Sam went down to the deck for a closer look at the vanquished enemy. The British skipper, a weary and bedraggled man with a horsy face and bad teeth, recognized him for the destroyer escort’s captain at once. “Well fought, sir,” the limey said, saluting. “Thought we might surprise you, but you maneuvered well-and those bloody guns! Damn me if I think you missed even once.”
“You gave us a nasty start,” Sam said. “You were loaded for bear, all right.” That probably made him sound like Daniel Boone to the Englishman, but he didn’t care. If the freighter’s gunners were better… But the best gun crews were bound to be in the Royal Navy. Little jaunts like this would have to take whoever was left, and whoever was left hadn’t been good enough.
“Kind of you to take us aboard, all things considered,” his opposite number said.
“If you’d fired after the white flag went up, I’d’ve sunk you,” Sam said matter-of-factly. “Short of that, though, I wouldn’t leave a ship’s cat in an open boat on the North Atlantic. I’ve been in the Navy better than thirty years. I’ve seen a few things I’d rather not see again, or think about, either.”
“I believe you, sir. I’m grateful all the same,” the Englishman said.
“Gratitude is worth its weight in gold,” Sam said, and the limey flinched.
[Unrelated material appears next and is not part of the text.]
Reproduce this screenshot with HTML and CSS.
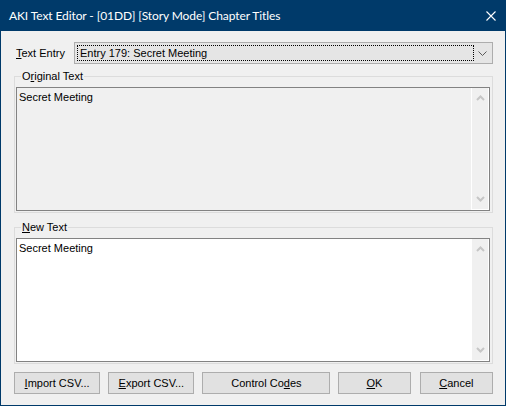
FILE: index.html
```html
<!DOCTYPE html>
<html>
<head>
<meta charset="utf-8">
<link rel="stylesheet" href="styles.css">
</head>
<body>
<div class="window">
  <div class="titlebar">
    <span class="title">AKI Text Editor - [01DD] [Story Mode] Chapter Titles</span>
    <svg class="close" width="10" height="10" viewBox="0 0 10 10"><path d="M0.5 0.5 L9.5 9.5 M9.5 0.5 L0.5 9.5" stroke="#fff" stroke-width="1.1" fill="none"/></svg>
  </div>
  <div class="client">
    <div class="entry-row">
      <span class="entry-label"><u>T</u>ext Entry</span>
      <div class="combo">
        <span class="combo-focus">Entry 179: Secret Meeting</span>
        <svg class="combo-arrow" width="9" height="5" viewBox="0 0 9 5"><path d="M0.5 0.5 L4.5 4.5 L8.5 0.5" stroke="#5a5a5a" stroke-width="1" fill="none"/></svg>
      </div>
    </div>

    <div class="group group-orig">
      <span class="legend">O<u>r</u>iginal Text</span>
      <div class="textbox readonly">
        <div class="textbox-text">Secret Meeting</div>
        <div class="vscroll">
          <svg width="9" height="6" viewBox="0 0 9 6"><path d="M1 5 L4.5 1.5 L8 5" stroke="#c6c6c6" stroke-width="2" fill="none"/></svg>
          <svg width="9" height="6" viewBox="0 0 9 6"><path d="M1 1 L4.5 4.5 L8 1" stroke="#c6c6c6" stroke-width="2" fill="none"/></svg>
        </div>
      </div>
    </div>

    <div class="group group-new">
      <span class="legend"><u>N</u>ew Text</span>
      <div class="textbox editable">
        <div class="textbox-text">Secret Meeting</div>
        <div class="vscroll">
          <svg width="9" height="6" viewBox="0 0 9 6"><path d="M1 5 L4.5 1.5 L8 5" stroke="#c6c6c6" stroke-width="2" fill="none"/></svg>
          <svg width="9" height="6" viewBox="0 0 9 6"><path d="M1 1 L4.5 4.5 L8 1" stroke="#c6c6c6" stroke-width="2" fill="none"/></svg>
        </div>
      </div>
    </div>

    <div class="buttons">
      <button class="btn btn-import"><u>I</u>mport CSV...</button>
      <button class="btn btn-export"><u>E</u>xport CSV...</button>
      <button class="btn btn-codes">Control Co<u>d</u>es</button>
      <button class="btn btn-ok"><u>O</u>K</button>
      <button class="btn btn-cancel"><u>C</u>ancel</button>
    </div>
  </div>
</div>
</body>
</html>
```

FILE: styles.css
```css
* { box-sizing: border-box; }
html, body {
  margin: 0;
  padding: 0;
  background: #f0f0f0;
}
body {
  font-family: "Liberation Sans", Arial, sans-serif;
  font-size: 11px;
  color: #000;
}
u { text-decoration: underline; text-underline-offset: 1px; }

.window {
  width: 506px;
  height: 406px;
  border: 1px solid #003a6a;
  border-top: none;
  display: flex;
  flex-direction: column;
  background: #f0f0f0;
}
.titlebar {
  height: 31px;
  margin: 0 -1px;
  background: #003a6a;
  display: flex;
  align-items: center;
  padding-left: 9px;
  padding-right: 10px;
  flex-shrink: 0;
}
.title {
  color: #fff;
  font-family: Lato, "Noto Sans", sans-serif;
  font-size: 12px;
  letter-spacing: -0.1px;
  flex: 1;
  padding-bottom: 1px;
}
.close { display: block; margin-right: 0; }

.client {
  flex: 1;
  padding: 0 12px 0 13px;
  display: flex;
  flex-direction: column;
}

.entry-row {
  display: flex;
  align-items: center;
  margin-top: 11px;
  height: 22px;
}
.entry-label {
  width: 60px;
  padding-left: 2px;
}
.combo {
  flex: 1;
  height: 22px;
  background: #e5e5e5;
  border: 1px solid #adadad;
  display: flex;
  align-items: center;
  padding: 2px;
  position: relative;
}
.combo-focus {
  display: block;
  width: 397px;
  height: 16px;
  line-height: 14px;
  padding-left: 2px;
  border: 1px dotted #000;
}
.combo-arrow {
  position: absolute;
  right: 5px;
  top: 8px;
}

.group {
  position: relative;
  border: 1px solid #dcdcdc;
  padding: 10px 2px 1px 1px;
  display: flex;
}
.group-orig { margin-top: 12px; height: 137px; }
.group-new { margin-top: 14px; height: 137px; }
.legend {
  position: absolute;
  top: -7px;
  left: 6px;
  padding: 0 1px;
  background: #f0f0f0;
  line-height: 13px;
}

.textbox {
  flex: 1;
  border: 1px solid #828282;
  display: flex;
  position: relative;
}
.textbox.readonly { background: #f0f0f0; }
.textbox.editable { background: #fff; }
.textbox-text {
  flex: 1;
  padding: 3px 2px;
  line-height: 13px;
}
.vscroll {
  width: 18px;
  background: #f0f0f0;
  border-left: 1px solid #fff;
  border-right: 1px solid #fff;
  border-bottom: 1px solid #fff;
  display: flex;
  flex-direction: column;
  justify-content: space-between;
  align-items: center;
  padding: 7px 0 7px;
}
.vscroll svg { display: block; }

.buttons {
  display: flex;
  gap: 8px;
  margin-top: 8px;
}
.btn {
  height: 22px;
  background: #e1e1e1;
  border: 1px solid #adadad;
  font-family: "Liberation Sans", Arial, sans-serif;
  font-size: 11px;
  color: #000;
  padding: 0;
  margin: 0;
}
.btn-import { width: 87px; }
.btn-export { width: 87px; }
.btn-codes { width: 129px; }
.btn-ok { width: 73px; }
.btn-cancel { width: 74px; margin-left: 1px; }
```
Sam went on, “You and your men are POWs now. We’ll take you back to the USA. When the war’s over, you can go home. For now…” For now, he thought, you didn’t blow me to hell and gone. I’ll take that.
Irving Morrell looked up into the western sky. A snowflake hit him right between the eyes. “By God, the bastards weren’t lying,” he breathed, and his breath smoked as if he had a cigarette in his mouth. Just this minute, he didn’t, though a pack sat in his pocket.
For once, the weathermen had hit things right on the button. They’d said this early snowstorm would get here now, and they were right. He’d gambled and held up his attack three days to wait for it, and his gamble looked as if it would pay off.
Meadville, Pennsylvania, lay in the foothills of the Alleghenies. Morrell stood on the grounds of Allegheny College. The Georgian and Greek Revival architecture told of timeless elegance and dedication to scholarship. But Confederate bombs and artillery had turned some of the buildings to ruins-not that the Greeks hadn’t wrecked masterpieces in their own wars. And the barrels snorting on the yellowing lawn were not in perfect keeping with an academic atmosphere.
Only a few blocks away stood the world’s biggest zipper factory. Morrell wondered if button manufacturers cursed Meadville whenever they thought of it. That wasn’t his worry, though. He aimed his curses at Jake Featherston, and before long he’d aim them through the barrel of a gun.
He scrambled up into the closest barrel, which was his to command. When the fighting started, he intended to lead from the front. Generals who stayed in back of the line soon lost track of what was really going on. Generals who didn’t stay back of the line often got killed, but Morrell refused to worry about that.